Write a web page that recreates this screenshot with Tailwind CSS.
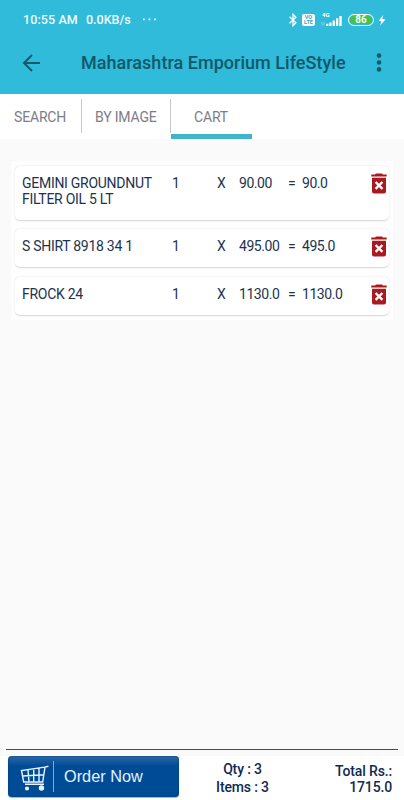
<!DOCTYPE html>
<html lang="en">
<head>
<meta charset="utf-8">
<title>Cart</title>
<script src="https://cdn.jsdelivr.net/npm/@tailwindcss/browser@4"></script>
</head>
<body class="bg-[#fafafa]">
<svg class="hidden">
  <symbol id="trash" viewBox="0 0 16 21">
    <path fill="#a81a20" d="M.3 1.6H4L5 .4h6l1 1.2h3.7v2H.3zM1 4.8h14v13.6a2 2 0 0 1-2 2H3a2 2 0 0 1-2-2z"/>
    <path stroke="#fff" stroke-width="2.4" fill="none" d="M4.6 9l6.8 6.8M11.4 9l-6.8 6.8"/>
  </symbol>
</svg>
<div class="w-[404px] h-[800px] flex flex-col overflow-hidden font-['Roboto',sans-serif] text-[#1c3350]">
  <header class="h-[94px] bg-[#2fbbd9] flex flex-col shrink-0">
    <div class="h-10 pl-[23px] pr-[18px] flex items-center text-[#f2fdff] text-[12.5px] font-medium whitespace-nowrap">
      <span class="w-[63px] tracking-[0.1px]">10:55 AM</span>
      <span class="w-[56px]">0.0KB/s</span>
      <svg class="w-4 h-4" viewBox="0 0 16 16" fill="#fff"><path d="M1 6.5h1.7v1.7H1zM6.6 6.5h1.7v1.7H6.6zM12.2 6.5h1.7v1.7h-1.7z"/></svg>
      <div class="ml-auto flex items-center">
        <svg class="w-[8px] h-[14px] mr-[5px]" viewBox="0 0 8 14" fill="none" stroke="#fff" stroke-width="1.3"><path d="M.6 3.8l6.3 6L4 12.7V1.3l2.9 2.9-6.3 6"/></svg>
        <div class="w-[13px] h-[12px] mr-[6px] bg-white rounded-[2px] flex flex-col items-center justify-center text-[5.5px] leading-[5px] font-bold text-[#2fa9c4]"><span>VO</span><span>LTE</span></div>
        <svg class="w-[21px] h-[18px] mr-[6px] -mt-[4px] overflow-visible" viewBox="0 0 21 18" fill="#fff"><text x="1" y="8" font-size="6" font-weight="700">4G</text><path d="M5 14.8h2.3V17H5zM8.2 13.4h2.3V17H8.2zM11.6 11.4h2.3V17h-2.3zM15 9.3h2.3V17H15zM18.4 7h2.3v10h-2.3z"/><path d="M1 13v3.5M3 13v3.5" stroke="#fff" stroke-width=".7" opacity=".6"/></svg>
        <div class="w-[26px] h-[12px] mr-[4px] rounded-full border-[1.5px] border-white p-px flex"><div class="flex-1 rounded-full bg-[#45c146] text-[10px] leading-[8px] font-bold text-center">86</div></div>
        <svg class="w-[8px] h-[12px]" viewBox="0 0 8 12" fill="#fff"><path d="M5.3.8L.7 6.8l2.9.4L2 11.4l5.5-6-3.2-.5z"/></svg>
      </div>
    </div>
    <div class="h-[45px] pl-[22px] pr-[22px] flex items-center">
      <svg class="w-[19px] h-[18px] mr-[40px]" viewBox="0 0 19 18" fill="none" stroke="#155a6a" stroke-width="2"><path d="M18 9H2.2M10 1L2 9l8 8"/></svg>
      <h1 class="text-[18px] font-medium text-[#12586a] tracking-[0.03px] whitespace-nowrap">Maharashtra Emporium LifeStyle</h1>
      <svg class="w-[6px] h-[19px] ml-auto" viewBox="0 0 6 19" fill="#155a6a"><circle cx="3" cy="2.6" r="2.3"/><circle cx="3" cy="9.5" r="2.3"/><circle cx="3" cy="16.4" r="2.3"/></svg>
    </div>
  </header>

  <nav class="h-[45px] bg-white flex shrink-0 text-[14px] tracking-[-0.17px] leading-[46px] text-[#7d7c89] whitespace-nowrap">
    <div class="w-[81px] pl-[14px]">SEARCH</div>
    <div class="w-px h-[34px] mt-[5px] bg-[#c6c6c9]"></div>
    <div class="w-[88px] pl-[13px]">BY IMAGE</div>
    <div class="w-px h-[34px] mt-[5px] bg-[#c6c6c9]"></div>
    <div class="w-[81px] pl-[23px] border-b-[5px] border-[#3fb4cb]">CART</div>
  </nav>

  <main class="mt-[22px] ml-[11px] w-[382px] h-[159px] bg-[#fefefe] pt-[5px] px-[4px] flex flex-col shrink-0 text-[14px] tracking-[-0.28px] leading-4">
    <div class="h-[54px] mb-[9px] pt-[9px] pl-[7px] flex items-start bg-white rounded-[5px] shadow-[0_0.5px_1.5px_rgba(0,0,0,0.16)]">
      <div class="w-[150px]">GEMINI GROUNDNUT<br>FILTER OIL 5 LT</div><div class="w-[45px]">1</div><div class="w-[22px]">X</div><div class="w-[49px] tracking-[-0.45px]">90.00</div><div class="w-[14px]">=</div><div class="w-[69px] tracking-[-0.45px]">90.0</div>
      <svg class="w-4 h-[21px] -mt-[2px] shrink-0"><use href="#trash"/></svg>
    </div>
    <div class="h-[38px] mb-[10px] pt-[9px] pl-[7px] flex items-start bg-white rounded-[5px] shadow-[0_0.5px_1.5px_rgba(0,0,0,0.16)]">
      <div class="w-[150px]">S SHIRT 8918 34 1</div><div class="w-[45px]">1</div><div class="w-[22px]">X</div><div class="w-[49px] tracking-[-0.45px]">495.00</div><div class="w-[14px]">=</div><div class="w-[69px] tracking-[-0.45px]">495.0</div>
      <svg class="w-4 h-[21px] -mt-[2px] shrink-0"><use href="#trash"/></svg>
    </div>
    <div class="h-[38px] pt-[9px] pl-[7px] flex items-start bg-white rounded-[5px] shadow-[0_0.5px_1.5px_rgba(0,0,0,0.16)]">
      <div class="w-[150px]">FROCK 24</div><div class="w-[45px]">1</div><div class="w-[22px]">X</div><div class="w-[49px] tracking-[-0.45px]">1130.0</div><div class="w-[14px]">=</div><div class="w-[69px] tracking-[-0.45px]">1130.0</div>
      <svg class="w-4 h-[21px] -mt-[2px] shrink-0"><use href="#trash"/></svg>
    </div>
  </main>

  <footer class="mt-auto h-[51px] shrink-0">
    <div class="mx-[6px] h-px bg-[#4c4c4c]"></div>
    <div class="h-[6px]"></div>
    <div class="h-[44px] bg-white flex text-[14px] tracking-[-0.15px] font-medium text-[#102a52]">
      <button class="ml-2 w-[171px] h-[41px] rounded-[4px] bg-linear-to-b from-[#2867a8] via-[#004b96] via-25% to-[#004b96] shadow-[inset_0_0_2px_#063569,0_1px_1px_#9ab4d0] flex items-center text-[#e2f4ff] font-normal tracking-normal whitespace-nowrap">
        <svg class="w-[30px] h-[28px] ml-[12px] mt-[2px]" viewBox="0 0 30 28" fill="none" stroke="#e4f5ff" stroke-width="1.4"><path d="M28.5 2.2l-4 .9L1.5 6.500l2.200 11.500h19L25 3.2M2.6 12l21-1.3M8 5.7l1 12.3M13.7 5v13M19 4.2V18M5 20.2h19"/><circle cx="7" cy="24.5" r="1.4" fill="#e4f5ff"/><circle cx="21.5" cy="24" r="2" fill="#e4f5ff"/></svg>
        <span class="w-px h-[31px] ml-[3px] bg-[#7fa9d3]"></span>
        <span class="ml-[10px] text-[16.3px] leading-none font-['Liberation_Sans',Arial,sans-serif]">Order Now</span>
      </button>
      <div class="ml-[13px] w-[101px] text-center leading-[18px] pt-[4px]"><div>Qty : 3</div><div>Items : 3</div></div>
      <div class="ml-auto pr-[12px] text-right leading-4 pt-[7px]"><div>Total Rs.:</div><div>1715.0</div></div>
    </div>
  </footer>
</div>
</body>
</html>
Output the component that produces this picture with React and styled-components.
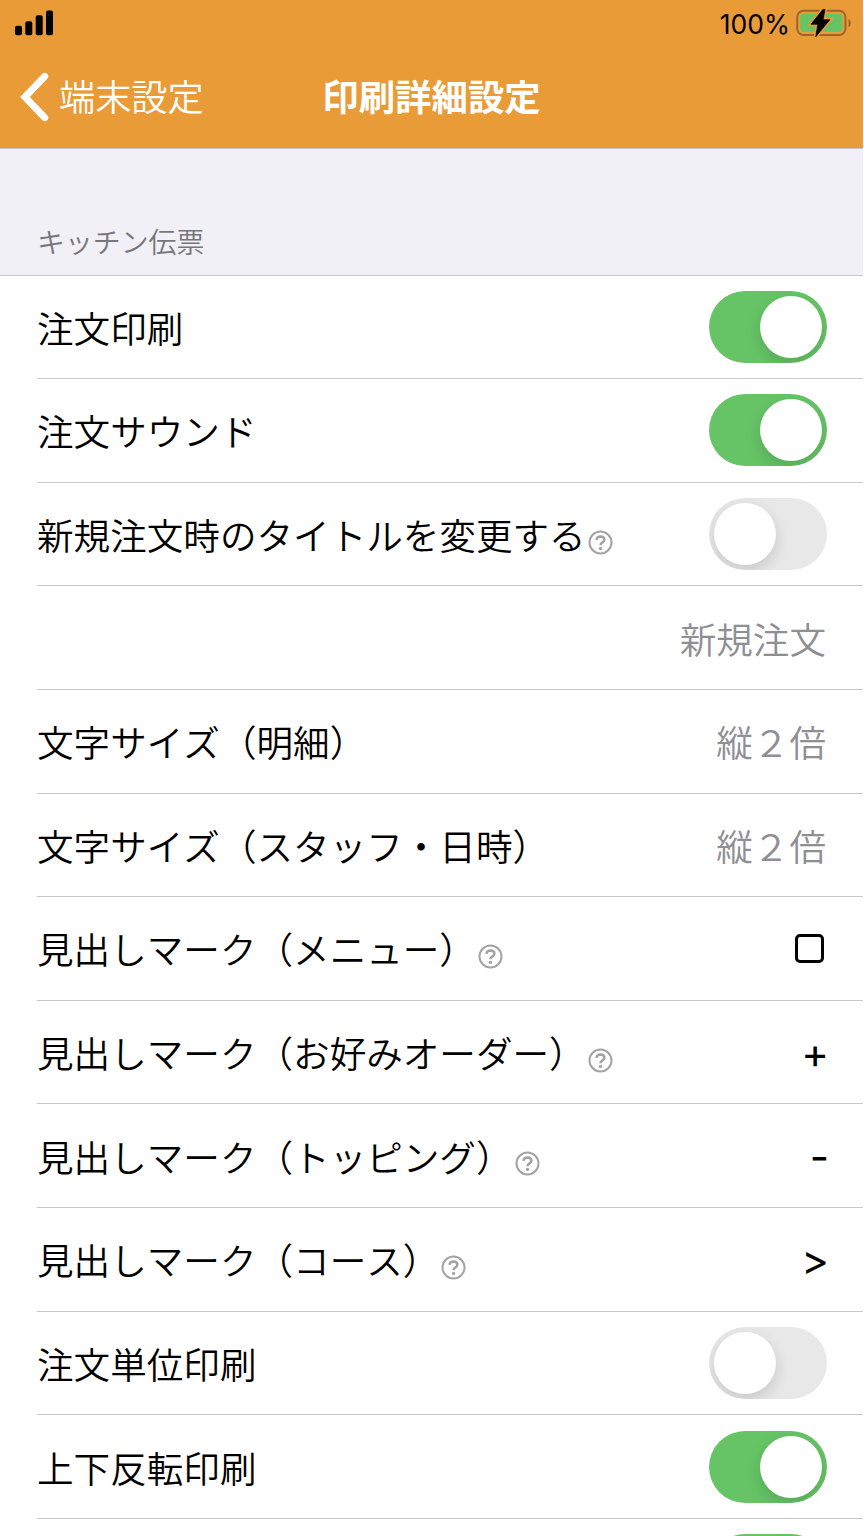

------------------------

» Aim of the exercise:
All of the records above must be copied exactly, except for the pictures.

» Solution below:
Write a web page that recreates this screenshot with Tailwind CSS.
<!DOCTYPE html>
<html lang="en">
<head>
<meta charset="utf-8">
<title>Cart</title>
<script src="https://cdn.jsdelivr.net/npm/@tailwindcss/browser@4"></script>
</head>
<body class="bg-[#fafafa]">
<svg class="hidden">
  <symbol id="trash" viewBox="0 0 16 21">
    <path fill="#a81a20" d="M.3 1.6H4L5 .4h6l1 1.2h3.7v2H.3zM1 4.8h14v13.6a2 2 0 0 1-2 2H3a2 2 0 0 1-2-2z"/>
    <path stroke="#fff" stroke-width="2.4" fill="none" d="M4.6 9l6.8 6.8M11.4 9l-6.8 6.8"/>
  </symbol>
</svg>
<div class="w-[404px] h-[800px] flex flex-col overflow-hidden font-['Roboto',sans-serif] text-[#1c3350]">
  <header class="h-[94px] bg-[#2fbbd9] flex flex-col shrink-0">
    <div class="h-10 pl-[23px] pr-[18px] flex items-center text-[#f2fdff] text-[12.5px] font-medium whitespace-nowrap">
      <span class="w-[63px] tracking-[0.1px]">10:55 AM</span>
      <span class="w-[56px]">0.0KB/s</span>
      <svg class="w-4 h-4" viewBox="0 0 16 16" fill="#fff"><path d="M1 6.5h1.7v1.7H1zM6.6 6.5h1.7v1.7H6.6zM12.2 6.5h1.7v1.7h-1.7z"/></svg>
      <div class="ml-auto flex items-center">
        <svg class="w-[8px] h-[14px] mr-[5px]" viewBox="0 0 8 14" fill="none" stroke="#fff" stroke-width="1.3"><path d="M.6 3.8l6.3 6L4 12.7V1.3l2.9 2.9-6.3 6"/></svg>
        <div class="w-[13px] h-[12px] mr-[6px] bg-white rounded-[2px] flex flex-col items-center justify-center text-[5.5px] leading-[5px] font-bold text-[#2fa9c4]"><span>VO</span><span>LTE</span></div>
        <svg class="w-[21px] h-[18px] mr-[6px] -mt-[4px] overflow-visible" viewBox="0 0 21 18" fill="#fff"><text x="1" y="8" font-size="6" font-weight="700">4G</text><path d="M5 14.8h2.3V17H5zM8.2 13.4h2.3V17H8.2zM11.6 11.4h2.3V17h-2.3zM15 9.3h2.3V17H15zM18.4 7h2.3v10h-2.3z"/><path d="M1 13v3.5M3 13v3.5" stroke="#fff" stroke-width=".7" opacity=".6"/></svg>
        <div class="w-[26px] h-[12px] mr-[4px] rounded-full border-[1.5px] border-white p-px flex"><div class="flex-1 rounded-full bg-[#45c146] text-[10px] leading-[8px] font-bold text-center">86</div></div>
        <svg class="w-[8px] h-[12px]" viewBox="0 0 8 12" fill="#fff"><path d="M5.3.8L.7 6.8l2.9.4L2 11.4l5.5-6-3.2-.5z"/></svg>
      </div>
    </div>
    <div class="h-[45px] pl-[22px] pr-[22px] flex items-center">
      <svg class="w-[19px] h-[18px] mr-[40px]" viewBox="0 0 19 18" fill="none" stroke="#155a6a" stroke-width="2"><path d="M18 9H2.2M10 1L2 9l8 8"/></svg>
      <h1 class="text-[18px] font-medium text-[#12586a] tracking-[0.03px] whitespace-nowrap">Maharashtra Emporium LifeStyle</h1>
      <svg class="w-[6px] h-[19px] ml-auto" viewBox="0 0 6 19" fill="#155a6a"><circle cx="3" cy="2.6" r="2.3"/><circle cx="3" cy="9.5" r="2.3"/><circle cx="3" cy="16.4" r="2.3"/></svg>
    </div>
  </header>

  <nav class="h-[45px] bg-white flex shrink-0 text-[14px] tracking-[-0.17px] leading-[46px] text-[#7d7c89] whitespace-nowrap">
    <div class="w-[81px] pl-[14px]">SEARCH</div>
    <div class="w-px h-[34px] mt-[5px] bg-[#c6c6c9]"></div>
    <div class="w-[88px] pl-[13px]">BY IMAGE</div>
    <div class="w-px h-[34px] mt-[5px] bg-[#c6c6c9]"></div>
    <div class="w-[81px] pl-[23px] border-b-[5px] border-[#3fb4cb]">CART</div>
  </nav>

  <main class="mt-[22px] ml-[11px] w-[382px] h-[159px] bg-[#fefefe] pt-[5px] px-[4px] flex flex-col shrink-0 text-[14px] tracking-[-0.28px] leading-4">
    <div class="h-[54px] mb-[9px] pt-[9px] pl-[7px] flex items-start bg-white rounded-[5px] shadow-[0_0.5px_1.5px_rgba(0,0,0,0.16)]">
      <div class="w-[150px]">GEMINI GROUNDNUT<br>FILTER OIL 5 LT</div><div class="w-[45px]">1</div><div class="w-[22px]">X</div><div class="w-[49px] tracking-[-0.45px]">90.00</div><div class="w-[14px]">=</div><div class="w-[69px] tracking-[-0.45px]">90.0</div>
      <svg class="w-4 h-[21px] -mt-[2px] shrink-0"><use href="#trash"/></svg>
    </div>
    <div class="h-[38px] mb-[10px] pt-[9px] pl-[7px] flex items-start bg-white rounded-[5px] shadow-[0_0.5px_1.5px_rgba(0,0,0,0.16)]">
      <div class="w-[150px]">S SHIRT 8918 34 1</div><div class="w-[45px]">1</div><div class="w-[22px]">X</div><div class="w-[49px] tracking-[-0.45px]">495.00</div><div class="w-[14px]">=</div><div class="w-[69px] tracking-[-0.45px]">495.0</div>
      <svg class="w-4 h-[21px] -mt-[2px] shrink-0"><use href="#trash"/></svg>
    </div>
    <div class="h-[38px] pt-[9px] pl-[7px] flex items-start bg-white rounded-[5px] shadow-[0_0.5px_1.5px_rgba(0,0,0,0.16)]">
      <div class="w-[150px]">FROCK 24</div><div class="w-[45px]">1</div><div class="w-[22px]">X</div><div class="w-[49px] tracking-[-0.45px]">1130.0</div><div class="w-[14px]">=</div><div class="w-[69px] tracking-[-0.45px]">1130.0</div>
      <svg class="w-4 h-[21px] -mt-[2px] shrink-0"><use href="#trash"/></svg>
    </div>
  </main>

  <footer class="mt-auto h-[51px] shrink-0">
    <div class="mx-[6px] h-px bg-[#4c4c4c]"></div>
    <div class="h-[6px]"></div>
    <div class="h-[44px] bg-white flex text-[14px] tracking-[-0.15px] font-medium text-[#102a52]">
      <button class="ml-2 w-[171px] h-[41px] rounded-[4px] bg-linear-to-b from-[#2867a8] via-[#004b96] via-25% to-[#004b96] shadow-[inset_0_0_2px_#063569,0_1px_1px_#9ab4d0] flex items-center text-[#e2f4ff] font-normal tracking-normal whitespace-nowrap">
        <svg class="w-[30px] h-[28px] ml-[12px] mt-[2px]" viewBox="0 0 30 28" fill="none" stroke="#e4f5ff" stroke-width="1.4"><path d="M28.5 2.2l-4 .9L1.5 6.500l2.200 11.500h19L25 3.2M2.6 12l21-1.3M8 5.7l1 12.3M13.7 5v13M19 4.2V18M5 20.2h19"/><circle cx="7" cy="24.5" r="1.4" fill="#e4f5ff"/><circle cx="21.5" cy="24" r="2" fill="#e4f5ff"/></svg>
        <span class="w-px h-[31px] ml-[3px] bg-[#7fa9d3]"></span>
        <span class="ml-[10px] text-[16.3px] leading-none font-['Liberation_Sans',Arial,sans-serif]">Order Now</span>
      </button>
      <div class="ml-[13px] w-[101px] text-center leading-[18px] pt-[4px]"><div>Qty : 3</div><div>Items : 3</div></div>
      <div class="ml-auto pr-[12px] text-right leading-4 pt-[7px]"><div>Total Rs.:</div><div>1715.0</div></div>
    </div>
  </footer>
</div>
</body>
</html>
Output the component that produces this picture with React and styled-components.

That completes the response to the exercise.